§ **Material**:
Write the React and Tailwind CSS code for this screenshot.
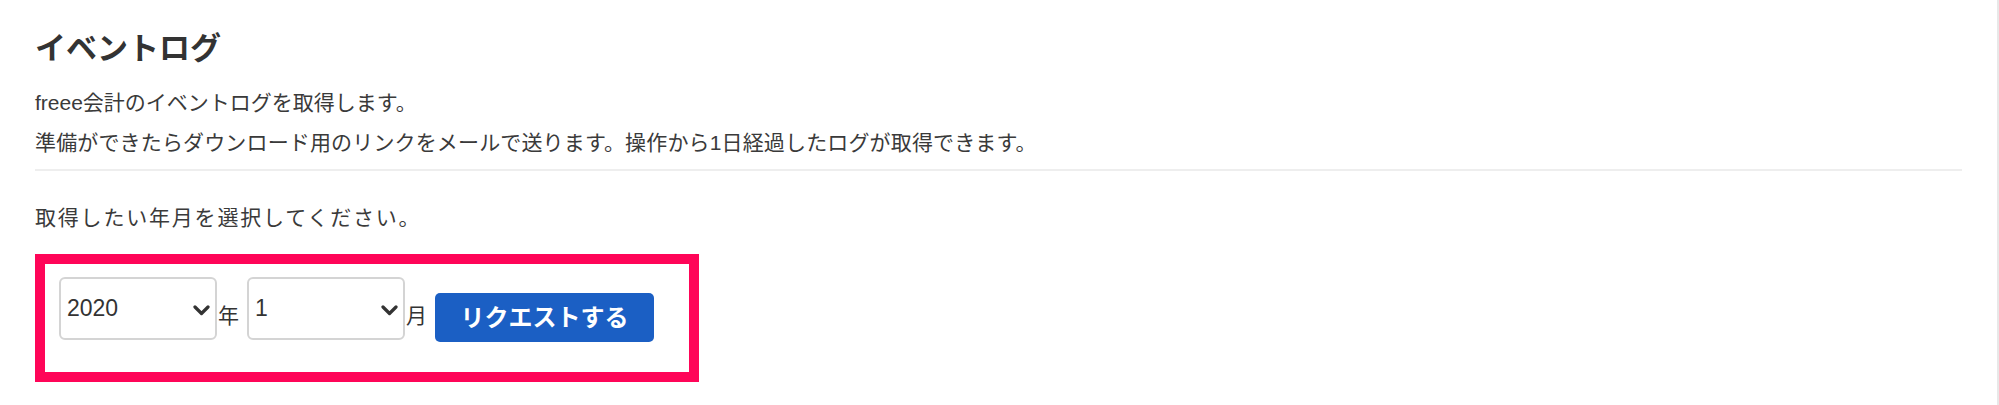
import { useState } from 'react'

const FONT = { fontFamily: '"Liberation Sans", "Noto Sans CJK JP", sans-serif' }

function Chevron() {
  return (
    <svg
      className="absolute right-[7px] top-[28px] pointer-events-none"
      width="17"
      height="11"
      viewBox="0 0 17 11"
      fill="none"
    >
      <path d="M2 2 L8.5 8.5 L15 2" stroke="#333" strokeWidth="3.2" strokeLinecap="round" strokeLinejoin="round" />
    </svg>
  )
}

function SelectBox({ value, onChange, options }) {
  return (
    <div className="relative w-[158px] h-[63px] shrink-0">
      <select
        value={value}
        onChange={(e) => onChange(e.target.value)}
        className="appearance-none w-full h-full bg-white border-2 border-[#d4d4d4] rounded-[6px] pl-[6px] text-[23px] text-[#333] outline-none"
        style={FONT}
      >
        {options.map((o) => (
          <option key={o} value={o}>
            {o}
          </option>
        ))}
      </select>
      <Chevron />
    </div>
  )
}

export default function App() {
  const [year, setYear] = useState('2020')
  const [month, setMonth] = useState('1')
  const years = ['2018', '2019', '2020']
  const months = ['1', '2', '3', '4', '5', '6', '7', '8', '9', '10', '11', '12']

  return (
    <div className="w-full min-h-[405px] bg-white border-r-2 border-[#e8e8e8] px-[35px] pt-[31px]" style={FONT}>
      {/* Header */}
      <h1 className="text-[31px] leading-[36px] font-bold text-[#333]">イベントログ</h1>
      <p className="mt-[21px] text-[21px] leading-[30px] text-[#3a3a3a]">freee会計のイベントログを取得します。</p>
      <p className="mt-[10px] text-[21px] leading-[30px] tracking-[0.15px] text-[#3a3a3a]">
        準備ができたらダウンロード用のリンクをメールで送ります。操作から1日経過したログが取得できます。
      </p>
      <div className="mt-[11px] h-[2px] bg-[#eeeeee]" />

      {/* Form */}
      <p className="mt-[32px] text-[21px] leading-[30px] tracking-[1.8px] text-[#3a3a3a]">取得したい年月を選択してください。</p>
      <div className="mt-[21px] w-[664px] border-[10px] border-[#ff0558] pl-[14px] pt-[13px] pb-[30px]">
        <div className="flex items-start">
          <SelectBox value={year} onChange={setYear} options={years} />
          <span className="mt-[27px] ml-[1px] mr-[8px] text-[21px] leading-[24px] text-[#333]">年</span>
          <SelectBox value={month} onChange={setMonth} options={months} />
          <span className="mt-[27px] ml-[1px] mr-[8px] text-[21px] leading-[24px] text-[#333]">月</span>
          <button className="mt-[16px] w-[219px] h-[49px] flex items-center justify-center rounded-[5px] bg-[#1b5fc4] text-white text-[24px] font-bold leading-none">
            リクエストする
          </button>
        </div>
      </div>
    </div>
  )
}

§ **What you have to do**: Copy every line of the data word for word, omitting the images.

§ **Final answer**:
Write the React and Tailwind CSS code for this screenshot.
import { useState } from 'react'

const FONT = { fontFamily: '"Liberation Sans", "Noto Sans CJK JP", sans-serif' }

function Chevron() {
  return (
    <svg
      className="absolute right-[7px] top-[28px] pointer-events-none"
      width="17"
      height="11"
      viewBox="0 0 17 11"
      fill="none"
    >
      <path d="M2 2 L8.5 8.5 L15 2" stroke="#333" strokeWidth="3.2" strokeLinecap="round" strokeLinejoin="round" />
    </svg>
  )
}

function SelectBox({ value, onChange, options }) {
  return (
    <div className="relative w-[158px] h-[63px] shrink-0">
      <select
        value={value}
        onChange={(e) => onChange(e.target.value)}
        className="appearance-none w-full h-full bg-white border-2 border-[#d4d4d4] rounded-[6px] pl-[6px] text-[23px] text-[#333] outline-none"
        style={FONT}
      >
        {options.map((o) => (
          <option key={o} value={o}>
            {o}
          </option>
        ))}
      </select>
      <Chevron />
    </div>
  )
}

export default function App() {
  const [year, setYear] = useState('2020')
  const [month, setMonth] = useState('1')
  const years = ['2018', '2019', '2020']
  const months = ['1', '2', '3', '4', '5', '6', '7', '8', '9', '10', '11', '12']

  return (
    <div className="w-full min-h-[405px] bg-white border-r-2 border-[#e8e8e8] px-[35px] pt-[31px]" style={FONT}>
      {/* Header */}
      <h1 className="text-[31px] leading-[36px] font-bold text-[#333]">イベントログ</h1>
      <p className="mt-[21px] text-[21px] leading-[30px] text-[#3a3a3a]">freee会計のイベントログを取得します。</p>
      <p className="mt-[10px] text-[21px] leading-[30px] tracking-[0.15px] text-[#3a3a3a]">
        準備ができたらダウンロード用のリンクをメールで送ります。操作から1日経過したログが取得できます。
      </p>
      <div className="mt-[11px] h-[2px] bg-[#eeeeee]" />

      {/* Form */}
      <p className="mt-[32px] text-[21px] leading-[30px] tracking-[1.8px] text-[#3a3a3a]">取得したい年月を選択してください。</p>
      <div className="mt-[21px] w-[664px] border-[10px] border-[#ff0558] pl-[14px] pt-[13px] pb-[30px]">
        <div className="flex items-start">
          <SelectBox value={year} onChange={setYear} options={years} />
          <span className="mt-[27px] ml-[1px] mr-[8px] text-[21px] leading-[24px] text-[#333]">年</span>
          <SelectBox value={month} onChange={setMonth} options={months} />
          <span className="mt-[27px] ml-[1px] mr-[8px] text-[21px] leading-[24px] text-[#333]">月</span>
          <button className="mt-[16px] w-[219px] h-[49px] flex items-center justify-center rounded-[5px] bg-[#1b5fc4] text-white text-[24px] font-bold leading-none">
            リクエストする
          </button>
        </div>
      </div>
    </div>
  )
}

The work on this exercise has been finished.